B : Quand on a commencé à écrire les premières chansons de l’album, on voulait absolument qu’elles soient illustrées d’une manière ou d’une autre, qu’il y ait une identité visuelle qui accompagne le son. Étant un monstrueux fan de science-fiction, je voulais absolument raconter une histoire de science-fiction et j’ai toujours été bercé par des dessins-animés comme Miyazaki, Dragon Ball. On voulait donc se permettre le luxe de créer notre univers. En fait, on avait d’abord pensé à un univers avant sa réalisation. On avait imaginé le nom des planètes, des personnages, l’histoire. C’était évident qu’on n’allait pas louer une planète pour tourner avec un vaisseau (rires), donc du coup on a rencontré, par des amis d’amis, des réalisateurs pour faire de l’animation. On a fait des grands rendez-vous de brainstorming et on a élaboré l’histoire ensemble.

J : Ils sont eux aussi très exigeants et ils voulaient que tous se recoupe, que tout soit bien ficelé.

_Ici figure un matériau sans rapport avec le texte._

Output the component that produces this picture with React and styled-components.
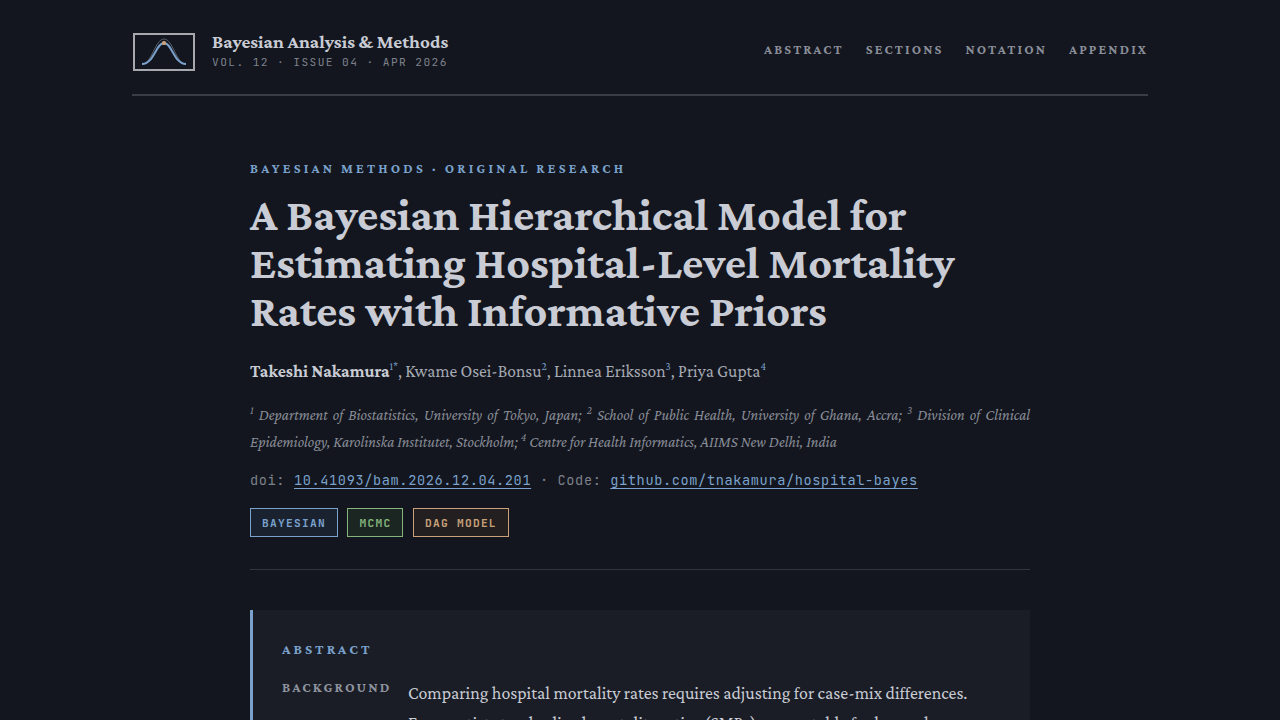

Ils nous ont bien soutenus là-dessus. Parce que parfois on flanchait, on se disait « Bon tant pis le nom de cette planète c’est pas très important ».

B : Ils ont été super bons pour nous manager dans l’image.

J : Avec notre styliste aussi ! Parce que les vêtements qu’on porte sur scène, en interviews et dans le dessin animé, tout a été supervisé par notre styliste et les réalisateurs.

B : On a des tenues d’astronautes.

 

 

VOUS AVEZ D’AUTRES IDÉES EN TÊTE EN PLUS DES CLIPS, DE L’ALBUM ET DES LIVES ?

B : Oui, il y a un court-métrage qui va arriver. Le début du court-métrage a été dévoilé dans notre première chanson, « You Can Have The Light ». Ce sont les 45 secondes d’animation qui commençaient à raconter l’histoire de Sol. D’autres épisodes vont arriver et on va créer à partir de tous ces épisodes un petit court-métrage de deux minutes trente ou trois minutes qui sera mis en musique par plusieurs morceaux de l’album. Cela racontera l’histoire du côté de Sol, le robot.